By the 1930's, Depression-ravaged farm families - both Black and White - were moving out of the Deep South to cut bottomland timber and farm cotton on shares in the cleared land of the Missouri Delta. The sharecropper would be paid in shares to clear bottomland (much of the timber was sold for fuel or to turpentine mills). After the bottomland was cleared of timber, it would be planted in cotton and corn. Much of this bottomland soil washed away once the timber was removed - so only a few years of cash crops were possible -- then the sharecropper would move on to the next wood-lot and start over.

Though Arkansas, Louisiana, and Mississippi had more acres planted in cotton, the fields there were depleted and infested by weevils. The newly-cleared Missouri Delta cotton fields were marginal due to cooler weather, but outperformed the played-out croplands farther south. Still, the collapse of crop prices in the early 30's left many farm families living on relief or in poverty.

A good resource is "The Final Frontiers, 1880-1930: Settling the Southern Bottomlands" by John Solomon Otto.

Change

Sometimes things do change for the better.

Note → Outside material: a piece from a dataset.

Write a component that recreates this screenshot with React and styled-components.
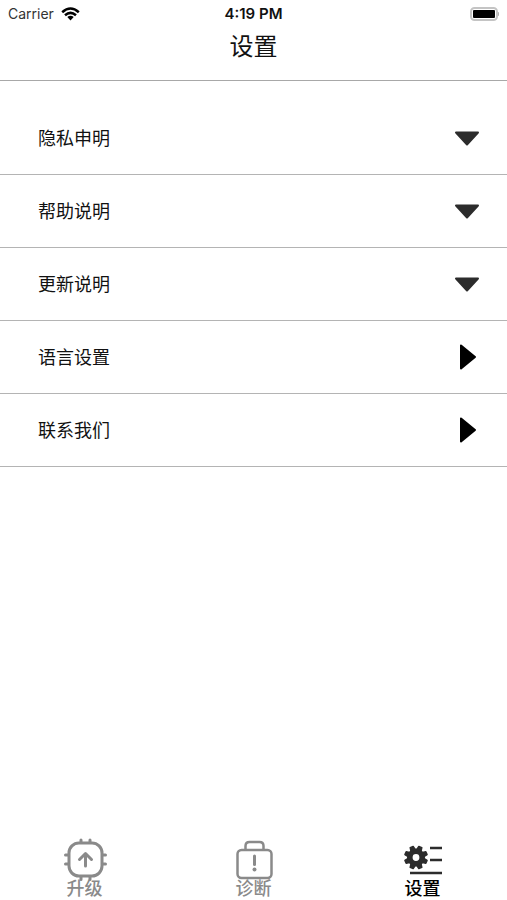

It's amazing what was allowed or condoned and even thought "normal" just under 75 years ago.

You are my sunshine

How heartbreaking to know that these beautiful, innocent youngsters were in a home with no windows, no sunlight, no birds to look at, no flowers, trees, rain, only darkness, like solitary confinement. A home with no windows is like living in a bunker or an airplane hangar. I hope life became brighter for all of them at some point but it is difficult to see how they could have kept from getting depressed. They lived like ground moles.